A proposito di direzioni, la strada da seguire e quella della
cura degli anziani da contrapporre alla cultura dello scarto, più volte
denunciata da Papa Francesco…
R. – La cultura dello scarto è sicuramente uno di drammi dei
nostri tempi. Papa Francesco ne parla spesso. L'opposto della cultura dello
scarto è proprio la pastorale degli anziani: mettere ogni giorno gli anziani al
centro della vita delle nostre comunità. Non solo nelle emergenze, non solo
quando troppo tardi ce ne rendiamo conto. Il problema è che gli anziani siano
inseriti in maniera organica e ordinaria all'interno delle nostre comunità
parrocchiali ed ecclesiali. E che si riconosca il loro posto e i valori di cui
sono portatori. Per questo, il Dicastero per i Laici, la Famiglia e la Vita
suggerisce da tempo che in ogni comunità e in ogni Conferenza episcopale si
crei un ufficio per la pastorale degli anziani: c'è bisogno di una ordinarietà
dell'attenzione agli anziani. E poi c'è il discorso sulle radici che va
compreso all'interno della prospettiva di quello che il Papa chiama così spesso
“il santo popolo fedele di Dio”. Un popolo che, come scritto nell’Esortazione
apostolica “Evangelii Gaudium”, possiede un suo olfatto per individuare nuove
strade. Questo popolo non è elitario. Il Papa ce lo dice tante volte e gli
anziani dovrebbero avere più spazio in questo popolo perché ne custodiscono le
radici. Allora per uscire dalla crisi, c’è bisogno di dialogare con i sogni che
hanno fatto gli anziani, con i sogni che hanno portato alla costruzione della
nostra società. Si deve ascoltare la voce degli gli anziani e chiedere loro
consiglio in maniera profonda: entrare in dialogo con coloro che sono i custodi
delle radici del Santo popolo fedele di Dio.

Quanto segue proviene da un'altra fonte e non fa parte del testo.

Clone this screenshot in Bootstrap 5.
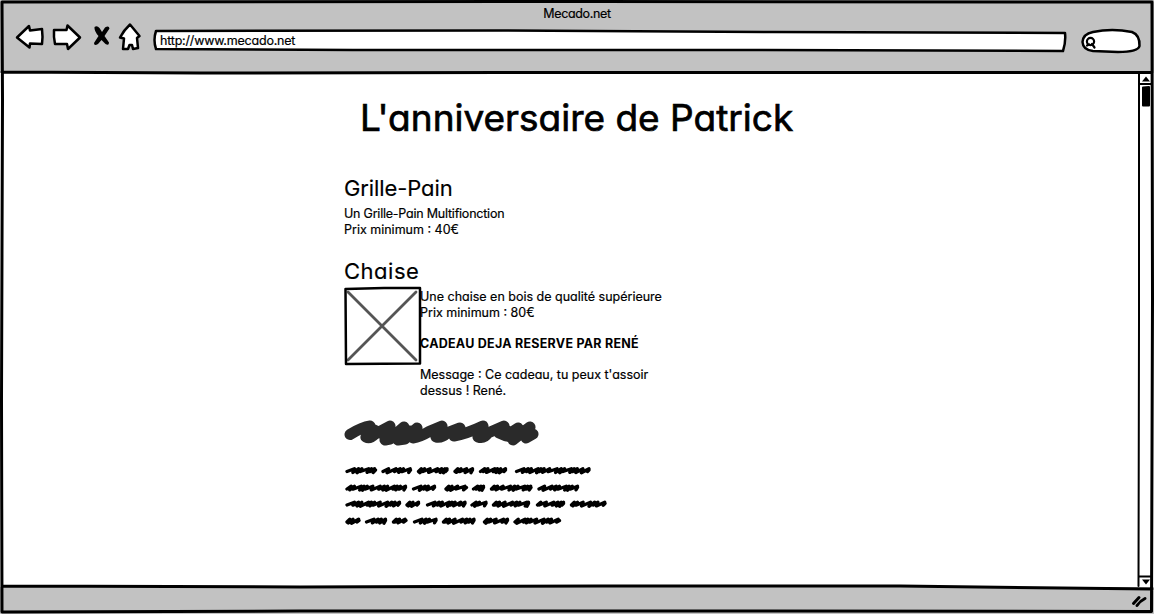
<!DOCTYPE html>
<html lang="fr">
<head>
<meta charset="utf-8">
<title>Mecado.net</title>
<meta name="viewport" content="width=device-width, initial-scale=1">
<link href="https://cdn.jsdelivr.net/npm/bootstrap@5.3.0/dist/css/bootstrap.min.css" rel="stylesheet">
<style>
  body { font-family: Inter, Lato, sans-serif; font-feature-settings: "cv11" 1; font-size: 12.5px; line-height: 16px; color: #000; background: #fff; -webkit-text-stroke: .2px #000; }
  svg { display: block; overflow: visible; }
  .ink { fill: none; stroke: #000; stroke-width: 3; stroke-linecap: round; stroke-linejoin: round; }
  .ink-fill { fill: #fff; stroke-width: 2.5; }
  .ink-thin { stroke-width: 2; }
  .ink-cross { stroke: #555; stroke-width: 2.8; }
  .ink-scrawl { stroke: #2a2a2a; stroke-width: 11; }
  .ink-words { stroke-width: 3.3; }
  .chrome { background: #c2c2c2; }
  .topbar { height: 73px; }
  .site-name { padding-top: 6px; height: 22px; letter-spacing: -.35px; }
  .tools { height: 50px; padding-left: 15px; }
  .address { width: 914px; height: 22px; margin-left: 8px; }
  .address span { left: 7px; top: 3px; letter-spacing: -.2px; }
  .finder { margin-left: 14px; }
  .statusbar { height: 27px; padding: 7px 6px 0 0; }
  .scroller { width: 16px; }
  .page { padding-left: 344px; }
  .page h1 { font-size: 37px; line-height: 44px; font-weight: 400; margin: 23px 0 0 16px; -webkit-text-stroke-width: .7px; }
  .page h2 { font-size: 22px; line-height: 28px; font-weight: 400; margin: 0; -webkit-text-stroke-width: .15px; }
  .toaster { margin-top: 34px; }
  .toaster h2 { letter-spacing: -.1px; }
  .toaster p { margin: 4px 0 0; }
  .tight { letter-spacing: -.22px; }
  .chair { margin-top: 19px; }
  .chair h2 { letter-spacing: .5px; }
  .photo { margin-top: 2px; }
  .gift-text { width: 262px; margin-top: 4px; }
  .gift-text p { margin-bottom: 15px; }
  .reserved { letter-spacing: .25px; -webkit-text-stroke-width: 0; }
  .scrawls { margin-top: 17px; }
</style>
</head>
<body class="m-0 overflow-hidden">
<div class="d-flex flex-column vh-100 position-relative">
  <header class="topbar chrome flex-shrink-0">
    <div class="site-name text-center">Mecado.net</div>
    <nav class="tools d-flex align-items-start">
      <svg width="130" height="34" viewBox="15 22 130 34">
        <g class="ink ink-fill">
          <path d="M17 37.500 29 26 30 30.500 42 29Q43 37 42 44L30 43.500 29.500 47.500Z"/>
          <path d="M54 30 66.500 30 67.500 25.500 80 37.500 68 49 67 44 55 44Q53.500 37 54 30Z"/>
          <path d="M130 24.500 139.500 36 137 38 138 48 133 49 132 45 129.500 45 128 49 123 49 124 38.500 120 37.500Q124 30 130 24.500Z"/>
        </g>
        <path d="M94.500 27Q97 25 99.500 28L102 32 105 27.500Q109 25 109.500 28.500L104.500 36 109 42.500Q109 46 105.500 44L101.500 40 98 44Q94 46.500 94 43L98.500 36Q94 31 94.500 27Z"/>
      </svg>
      <div class="address position-relative mt-2">
        <svg width="914" height="22" viewBox="0 0 914 22"><path class="ink ink-fill" d="M3 1 350 .5 620 2 912 3Q913 12 910 21L600 20 200 20 3 19Q0 10 3 1Z"/></svg>
        <span class="position-absolute">http://www.mecado.net</span>
      </div>
      <svg class="finder mt-2" width="60" height="24" viewBox="1081 30 60 24">
        <path class="ink ink-fill" d="M1093 32Q1112 28 1132 32Q1140 35 1139.500 46Q1138 52 1118 52L1093 51Q1083 50 1082.500 42Q1083 34 1093 32Z"/>
        <g class="ink" style="stroke-width:2.200"><circle cx="1090.500" cy="41.500" r="3.600"/><path d="M1087 45.500 1089 44.500M1092 44 1094.500 47.500"/></g>
      </svg>
    </nav>
  </header>
  <div class="d-flex flex-grow-1">
    <main class="page flex-grow-1">
      <h1>L'anniversaire de Patrick</h1>
      <section class="toaster">
        <h2>Grille-Pain</h2>
        <p><span class="tight">Un Grille-Pain Multifionction</span><br>Prix minimum : 40€</p>
      </section>
      <section class="chair">
        <h2>Chaise</h2>
        <div class="d-flex">
          <svg class="photo" width="76" height="78" viewBox="0 0 76 78">
            <path class="ink ink-cross" d="M4 5 72 73M72 5 4 73"/>
            <path class="ink ink-fill" style="fill:none" d="M1.500 2 40 1 76 1 76 76.500 2 77Z"/>
          </svg>
          <div class="gift-text">
            <p>Une chaise en bois de qualité supérieure<br>Prix minimum : 80€</p>
            <p class="fw-bold reserved text-nowrap">CADEAU DEJA RESERVE PAR RENÉ</p>
            <p class="mb-0">Message : Ce cadeau, tu peux t'assoir<br>dessus ! René.</p>
          </div>
        </div>
      </section>
      <svg id="scribbles" class="scrawls" width="270" height="112" viewBox="344 416 270 112">
        <path class="ink ink-scrawl" d="M350 434.500Q362 427 370 426L366 437Q370 439 375 434L390 426 385 440 390 439 404 427 398 440 405 439 417 428 413 438Q420 437 430 431L442 426 436 437Q442 438 447 433L460 428 454 436Q466 434 483 426L478 437Q484 439 488 433L504 426 499 433 506 436 518 428 513 440 518 436 530 427 526 438 533 434M506 430 510 437 515 434M370 428 380 433M404 430 414 432M518 430 530 434"/>
      </svg>
    </main>
    <aside class="scroller">
      <svg width="15" height="514" viewBox="1138 73 15 514">
        <path class="ink ink-thin" d="M1139 74 1139 320 1138.500 586M1139 84 1152 84M1139 576.500 1152 576.500"/>
        <path d="M1142 81.500 1146 76.500 1150 81.500ZM1142 579.500 1150 579.500 1146 584.500Z"/>
        <path d="M1143 87.500 1149 87 1149 105.500 1143 105.500Z" stroke="#000" stroke-width="2" stroke-linejoin="round"/>
      </svg>
    </aside>
  </div>
  <footer class="statusbar chrome flex-shrink-0 d-flex justify-content-end">
    <svg width="18" height="14" viewBox="1131 594 18 14"><path class="ink" d="M1134.500 603.500 1140 597.500M1138 605.500Q1141 601 1146 598.500"/></svg>
  </footer>
  <svg class="position-absolute top-0 start-0 pe-none" width="1154" height="614">
    <path class="ink" d="M2 2 600 1.500 1152 2 1152.500 300 1151.500 611.500 700 611 300 611 2 612 1.500 400 2.500 100ZM2 72 200 73 500 72.500 1152 72.500M2 586 300 587 600 586 900 586 1152 589"/>
  </svg>
</div>
<script>
  // Each row: centre y followed by [start, end] of every scribbled word
  const rows = [
    [470.5, [345.5,377],[381.5,412],[417,448.5],[453.5,474],[479,507],[515,590.5]],
    [488, [345.5,407],[412,436],[444.5,468],[472,485],[490,532.5],[537.5,579]],
    [504, [345.5,401],[405.5,420],[426,466.5],[470.5,487.5],[492,530],[536,565],[570,606.5]],
    [521, [345.5,360.5],[365,387],[392,407.5],[413,437.5],[442,475.5],[483,509],[513.5,561]]
  ];
  const steps = [7.4, 4.2, 3.2, 6.8, 2.8, 3.2, 5.6];
  const drops = [1.2, 2, 2.3, 1, 1.9];
  let d = "", k = 0;
  for (const [y, ...words] of rows) for (const [a, b] of words) {
    let x = a + 1.5;
    d += `M${x} ${y + 1}`;
    while (x < b - 3) {
      const nx = Math.min(x + steps[k++ % 7], b - 1.5);
      d += `L${nx} ${y - 1.8}L${nx - 1.5} ${y + drops[k % 5]}`;
      x = nx;
    }
    d += `L${b - 1.5} ${y - .5}`;
  }
  const words = document.createElementNS("http://www.w3.org/2000/svg", "path");
  words.setAttribute("d", d);
  words.setAttribute("class", "ink ink-words");
  document.getElementById("scribbles").append(words);
</script>
</body>
</html>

Gli anziani, come ha detto Papa Francesco, sono alberi che
continuano a portare frutto…
R. – Sono alberi che portano sempre frutto e persone che
continuano a sognare. Noi dobbiamo mettere in dialogo i giovani con i sogni
degli anziani. Questa è una cosa che Papa Francesco ripete spesso. I sogni
degli anziani sono quelli che hanno costruito la nostra società; per esempio,
penso all'Europa, ad un mondo senza più la guerra. L’Enciclica “Fratelli tutti”
è piena di questo sogno di un mondo senza la guerra. È il sogno che i nostri
anziani, i nostri nonni hanno fatto dopo la Seconda Guerra Mondiale. Forse
dobbiamo entrare in dialogo con questi sogni. Anche per capire quali devono
essere i sogni per il futuro della nostra società.